I've been looking for an alternative to Raspberry Pi for a project. Perhaps someone on HN can suggest a solution. Here's what I need:

- Run minimal embedded Linux (LAMP) - No graphics/GUI required - Ethernet connector - Power connector for wall-mounted adapter (P5 or something like that) - Serial port header for debugging - Second serial port for other I/O - Maybe a couple of LED's or an 8 bit port available for status LEDs - SD card for OS (just like R-Pi) - No other peripherals or I/O needed - Low cost (ideally $25 or less)

Barring a pre-existing board, any suggestions for a low-cost processor to design a board around that could run a bare-bones LAMP setup? A lot of what I see out there (like the i.MX233) have built-in peripherals such as LCD and touch-screen controllers that would be overkill for this project.

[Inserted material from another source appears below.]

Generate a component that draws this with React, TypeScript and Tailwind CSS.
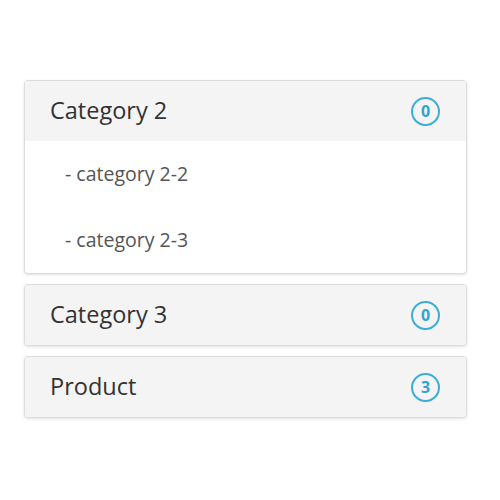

TP-Link TL-WR703N running OpenWRT.

Cost is about $22. Ethernet, Wifi, USB already working well with OpenWRT. Nice package manager. Real Linux at micro-controller price and power consumption.

You can lift some GPIO beyond the single light and button that comes on the board if you're clever with a soldering iron, but a generic Arduino Mini can make it sing for about $10 extra.


Currently using a TL-WR703N to build my own nest thermostat. Very cool device.


Yes, I'm very glad I found it. With the exception of graphics, it seems to deliver on all of the "maker promise" that originally excited me about the raspi, for a lot less, and with no issues actually getting hold of them.


Where are you getting these boards for $22? It looks like they are not manufacturing the device any more. They list a '702 but not a '703:

http://www.tp-link.com/en/products/details/?categoryid=&...

http://www.amazon.com/TP-LINK-TL-WR703N-Portable-802-11n-Wir...

http://www.amazon.com/TP-LINK-802-11n-802-11g-Wireless-TL-WR...


http://dx.com/p/tp-link-tl-wr703n-mini-3g-2-4ghz-802-11b-g-n...

I usually get them 10 at a time. Looks like the price went up to $26 :(

You can always try your luck on ebay. Looks like lots of vendors are shipping new ones from HK.

The '02 is just the '03 without a USB port and less flash. It can't fit OpenWRT.

Edit: Ahh. Looks like they superseded it with the TL-MR3020. The bad news is, it costs $33. The good news is that it has a software readable 3 position switch on the side that does seem supported under OpenWRT.

http://www.amazon.com/TP-LINK-Portable-802-11n-Wireless-TL-M...

http://wiki.openwrt.org/toh/tp-link/tl-mr3020


Be careful with model or even revision numbers, always check hardware compatibility lists. very often times the difference between something like a "653" and a "653+" can be an entirely different (and not supported) chipset.


Interesting hack.


So the question is what you're shooting for. You can build an embedded web server which has two serial ports, ethernet (or WiFi), power, 8 bit I/O port, and an SD Card interface for < $10. But it won't run Linux or MySQL or PHP or Apache. Instead it will run thttpd with a built in CGI type application.

I've got something very close to that from China which is trying to be USB over IP extender, but the basic setup is as you describe.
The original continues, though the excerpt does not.